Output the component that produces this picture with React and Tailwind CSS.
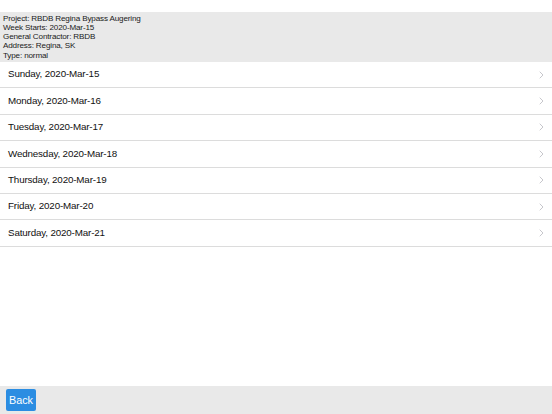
const INFO = [
  'Project: RBDB Regina Bypass Augering',
  'Week Starts: 2020-Mar-15',
  'General Contractor: RBDB',
  'Address: Regina, SK',
  'Type: normal',
]

const DAYS = [
  'Sunday, 2020-Mar-15',
  'Monday, 2020-Mar-16',
  'Tuesday, 2020-Mar-17',
  'Wednesday, 2020-Mar-18',
  'Thursday, 2020-Mar-19',
  'Friday, 2020-Mar-20',
  'Saturday, 2020-Mar-21',
]

function Chevron() {
  return (
    <svg width="5" height="8" viewBox="0 0 5 8" fill="none">
      <path d="M1 1l3 3-3 3" stroke="#c7c7cc" strokeWidth="1" strokeLinecap="round" strokeLinejoin="round" />
    </svg>
  )
}

export default function App() {
  return (
    <div className="h-screen flex flex-col bg-white text-[#111]" style={{ fontFamily: '"Liberation Sans", Arial, sans-serif' }}>
      <div className="h-[12px]" />
      <div className="bg-[#e9e9e9] px-[3px] pt-[1.5px] h-[50px]">
        {INFO.map(line => (
          <div key={line} className="text-[8.1px] leading-[9.3px] tracking-[-0.15px] text-[#1a1a1a]">{line}</div>
        ))}
      </div>
      <div>
        {DAYS.map(day => (
          <div key={day} className="h-[26.4px] flex items-center justify-between pl-[8px] pr-[8px] border-b border-[#dcdcdc]">
            <span className="text-[9.8px] tracking-[-0.15px] text-[#111]">{day}</span>
            <Chevron />
          </div>
        ))}
      </div>
      <div className="flex-1" />
      <div className="h-[28px] bg-[#e9e9e9] flex items-center px-[6px]">
        <button className="h-[22px] w-[30px] rounded-[2px] bg-[#2b8de2] text-white text-[10.8px] flex items-center justify-center">
          Back
        </button>
      </div>
    </div>
  )
}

--------------------------------------------------

Return the material word for word. Pictures are not part of the copy.

Output the component that produces this picture with React and Tailwind CSS.
const INFO = [
  'Project: RBDB Regina Bypass Augering',
  'Week Starts: 2020-Mar-15',
  'General Contractor: RBDB',
  'Address: Regina, SK',
  'Type: normal',
]

const DAYS = [
  'Sunday, 2020-Mar-15',
  'Monday, 2020-Mar-16',
  'Tuesday, 2020-Mar-17',
  'Wednesday, 2020-Mar-18',
  'Thursday, 2020-Mar-19',
  'Friday, 2020-Mar-20',
  'Saturday, 2020-Mar-21',
]

function Chevron() {
  return (
    <svg width="5" height="8" viewBox="0 0 5 8" fill="none">
      <path d="M1 1l3 3-3 3" stroke="#c7c7cc" strokeWidth="1" strokeLinecap="round" strokeLinejoin="round" />
    </svg>
  )
}

export default function App() {
  return (
    <div className="h-screen flex flex-col bg-white text-[#111]" style={{ fontFamily: '"Liberation Sans", Arial, sans-serif' }}>
      <div className="h-[12px]" />
      <div className="bg-[#e9e9e9] px-[3px] pt-[1.5px] h-[50px]">
        {INFO.map(line => (
          <div key={line} className="text-[8.1px] leading-[9.3px] tracking-[-0.15px] text-[#1a1a1a]">{line}</div>
        ))}
      </div>
      <div>
        {DAYS.map(day => (
          <div key={day} className="h-[26.4px] flex items-center justify-between pl-[8px] pr-[8px] border-b border-[#dcdcdc]">
            <span className="text-[9.8px] tracking-[-0.15px] text-[#111]">{day}</span>
            <Chevron />
          </div>
        ))}
      </div>
      <div className="flex-1" />
      <div className="h-[28px] bg-[#e9e9e9] flex items-center px-[6px]">
        <button className="h-[22px] w-[30px] rounded-[2px] bg-[#2b8de2] text-white text-[10.8px] flex items-center justify-center">
          Back
        </button>
      </div>
    </div>
  )
}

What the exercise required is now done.